Deep learning is one of the most important technologies of our time, with applications from autonomous vehicles, to fraud detection, to machine translation, and more. But progress in deep learning comes at a steep cost: as models get more capable and complex, they also demand exponentially more compute.

That presents at least three related challenges. First, today more than ever, GPUs are expensive and scarce; second, most deep learning workloads underutilize hardware accelerators, bottlenecked by CPU or network that leave precious resources idle; and third, the world’s most advanced companies are scaling compute so quickly that they rapidly run into capacity ceilings, impeding their progress.

At Exafunction, we’re building software infrastructure that solves these problems, abstracting away the difficulties of running deep learning at scale — starting with the virtualization of GPUs.
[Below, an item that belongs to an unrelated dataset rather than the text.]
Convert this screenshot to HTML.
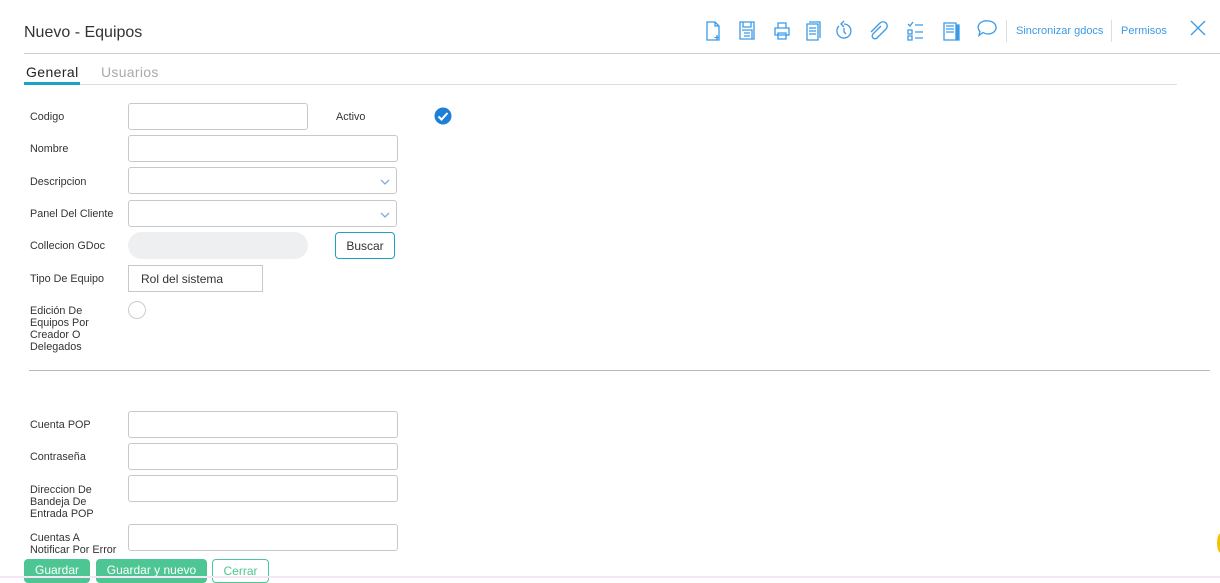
<!DOCTYPE html>
<html><head><meta charset="utf-8">
<style>
*{box-sizing:border-box;margin:0;padding:0}
body{width:1220px;height:578px;overflow:hidden;background:#fff;font-family:"Liberation Sans",sans-serif;position:relative;color:#333}
.a{position:absolute}
.lbl{position:absolute;left:30px;font-size:10.8px;line-height:12px;color:#333;margin-top:1px}
.in{position:absolute;left:128px;height:27px;border:1px solid #c8c8c8;border-radius:3px;background:#fff}
.chev{position:absolute;right:6px;top:8px}
.ic{position:absolute;top:20px}
.btn{position:absolute;top:559px;height:24px;border-radius:4px;font-size:12px;text-align:center;line-height:22px}
</style></head><body>
<div class="a" style="left:24px;top:24px;font-size:16px;color:#333">Nuevo - Equipos</div>
<div class="a" style="left:24px;top:53px;width:1196px;height:1px;background:#ccc"></div>

<svg class="ic" style="left:703px" width="300" height="22" viewBox="0 0 300 22" fill="none" stroke="#3b9ae6" stroke-width="1.3">
 <path d="M4 2h8l4 4v14H4z M12 2v4h4 M14 15v5 M11.5 17.5h5"/>
 <path d="M37 2h14v17H37z M40 2v5h8V2 M39 10h10v9H39 M41 13h6 M41 16h6"/>
 <path d="M72 8h14v7H72z M75 8V3h8v5 M75 13h8v6h-8z"/>
 <path d="M104 4h11v16h-11z M106 2h11v16 M106 8h7 M106 11h7 M106 14h7"/>
 <path d="M136 6a7 7 0 1 0 5-2 M141 1l-3 3 3 3 M141 8v4l2 2"/>
 <path d="M178 6l-8 8a2.5 2.5 0 0 0 4 4l9-9a4 4 0 0 0-6-6l-9 9"/>
 <path d="M205 4l2 2 3-4 M205 10h4v4h-4z M205 16h4v4h-4z M212 5h8 M212 12h8 M212 18h8" />
 <path d="M241 3h12v17h-12z M243 6h8 M243 9h8 M243 12h8" fill="none"/>
 <path d="M253 5h3v15h-3" fill="#3b9ae6"/>
 <path d="M285 1a8 6.5 0 1 1-5 11.5l-4 3 1-4a8 6.5 0 0 1 8-10.5z"/>
</svg>
<div class="a" style="left:1006px;top:20px;width:1px;height:22px;background:#ddd"></div>
<div class="a" style="left:1016px;top:25px;font-size:11px;color:#3b9ae6">Sincronizar gdocs</div>
<div class="a" style="left:1111px;top:20px;width:1px;height:22px;background:#ddd"></div>
<div class="a" style="left:1121px;top:25px;font-size:11px;color:#3b9ae6">Permisos</div>
<svg class="a" style="left:1190px;top:20px" width="16" height="16" stroke="#3b9ae6" stroke-width="1.3"><path d="M1 1l14 14M15 1L1 15"/></svg>

<div class="a" style="left:26px;top:64px;font-size:14px;color:#222;letter-spacing:0.4px">General</div>
<div class="a" style="left:101px;top:64px;font-size:14px;color:#aaa;letter-spacing:0.3px">Usuarios</div>
<div class="a" style="left:24px;top:84px;width:1153px;height:1px;background:#ddd"></div>
<div class="a" style="left:24px;top:82px;width:56px;height:3px;background:#1aa3c4"></div>

<div class="lbl" style="top:110px">Codigo</div>
<div class="in" style="top:103px;width:180px"></div>
<div class="lbl" style="left:336px;top:110px">Activo</div>
<svg class="a" style="left:434px;top:107px" width="18" height="18"><circle cx="9" cy="9" r="8.5" fill="#1e7fd6"/><path d="M4.5 9.5l3 3 6-6.5" stroke="#fff" stroke-width="2" fill="none"/></svg>

<div class="lbl" style="top:142px">Nombre</div>
<div class="in" style="top:135px;width:270px"></div>
<div class="lbl" style="top:175px">Descripcion</div>
<div class="in" style="top:167px;width:269px"><svg class="chev" width="10" height="8" style="top:10px"><path d="M1 2l4 4 4-4" stroke="#7aaee0" stroke-width="1.3" fill="none"/></svg></div>
<div class="lbl" style="top:207px">Panel Del Cliente</div>
<div class="in" style="top:200px;width:269px"><svg class="chev" width="10" height="8" style="top:10px"><path d="M1 2l4 4 4-4" stroke="#7aaee0" stroke-width="1.3" fill="none"/></svg></div>
<div class="lbl" style="top:239px">Collecion GDoc</div>
<div class="a" style="left:128px;top:232px;width:180px;height:27px;border-radius:14px;background:#eeeff0"></div>
<div class="a" style="left:335px;top:232px;width:60px;height:27px;border:1px solid #1aa3c4;border-radius:4px;font-size:12px;text-align:center;line-height:26px;color:#333">Buscar</div>
<div class="lbl" style="top:272px">Tipo De Equipo</div>
<div class="a" style="left:128px;top:265px;width:135px;height:27px;border:1px solid #c8c8c8;font-size:12px;line-height:26px;padding-left:12px;color:#333">Rol del sistema</div>
<div class="lbl" style="top:304px">Edición De<br>Equipos Por<br>Creador O<br>Delegados</div>
<div class="a" style="left:128px;top:301px;width:18px;height:18px;border:1px solid #ccc;border-radius:50%"></div>

<div class="a" style="left:29px;top:370px;width:1181px;height:1px;background:#bbb"></div>

<div class="lbl" style="top:418px">Cuenta POP</div>
<div class="in" style="top:411px;width:270px"></div>
<div class="lbl" style="top:450px">Contraseña</div>
<div class="in" style="top:443px;width:270px"></div>
<div class="lbl" style="top:483px">Direccion De<br>Bandeja De<br>Entrada POP</div>
<div class="in" style="top:475px;width:270px"></div>
<div class="lbl" style="top:531px">Cuentas A<br>Notificar Por Error</div>
<div class="in" style="top:524px;width:270px"></div>

<div class="btn" style="left:24px;width:66px;background:#4ec693;color:#fff">Guardar</div>
<div class="btn" style="left:96px;width:111px;background:#4ec693;color:#fff">Guardar y nuevo</div>
<div class="btn" style="left:212px;width:57px;border:1px solid #4ec693;color:#4ec693;background:#fff">Cerrar</div>
<div class="a" style="left:0;top:576px;width:1220px;height:2px;background:#f5e6f5"></div>
<div class="a" style="left:1217px;top:533px;width:8px;height:20px;border-radius:50%;background:#f5c000"></div>
</body></html>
By using our platform, customers achieve 5-10x improvements in hardware utilization, getting more from their existing resources, speeding up their models, and cutting costs. We're already working with some of the world's largest autonomous vehicle companies, which use our technology to massively scale their simulation workloads and reduce their time to deploy fleets on the road!

Our product today

At its heart, Exafunction offers GPU virtualization that can efficiently offload any arbitrary computation, from model inferences using the major deep learning frameworks, to Python functions, all the way down to single CUDA kernels in C++. This enables complex applications that previously required a GPU to be run entirely on CPU-only machines, all without worrying about GPU utilization. The Exafunction service can multiplex many of these applications on remote GPU and CPU machines, autoscaling the cluster to ensure optimal resource utilization.

The Exafunction client is also designed to be resilient to remote machine failures or preemptions — even for stateful computations like video decoding. If a failure occurs, the client can reconstruct the necessary state on another remote machine without interrupting the application. This allows the Exafunction scheduler to take advantage of cheaper spot instances and aggressively migrate clients from underutilized instances, scaling down the cluster whenever possible. This is in contrast with other current solutions that only support stateless model inference and coarsely autoscale static groups of models, causing infrequently used models to leave the cluster underutilized.

There's a lot more we're working on to efficiently scale out deep learning workloads for the most sophisticated companies in the world. We'll be going into more depth on the core technology in future posts! If this kind of work excites you, please visit our careers page.

Looking forward

Over the next year, we’re focused on deepening and broadening our product: helping our existing customers squeeze even more performance out of their available hardware, and expanding the range of verticals that we can serve. We’re also working on creating the fastest runtime to deploy models at scale, improving performance for companies with latency-sensitive applications. We’re quickly staffing up a world-class engineering team with knowledge in machine learning and distributed systems.

In time, our vision is to become the reference serverless platform for all deep learning workloads. For too long, deep learning’s fullest benefits have been reserved for only the most well-resourced organizations in the world. At Exafunction, we’re building an infrastructure layer to change that.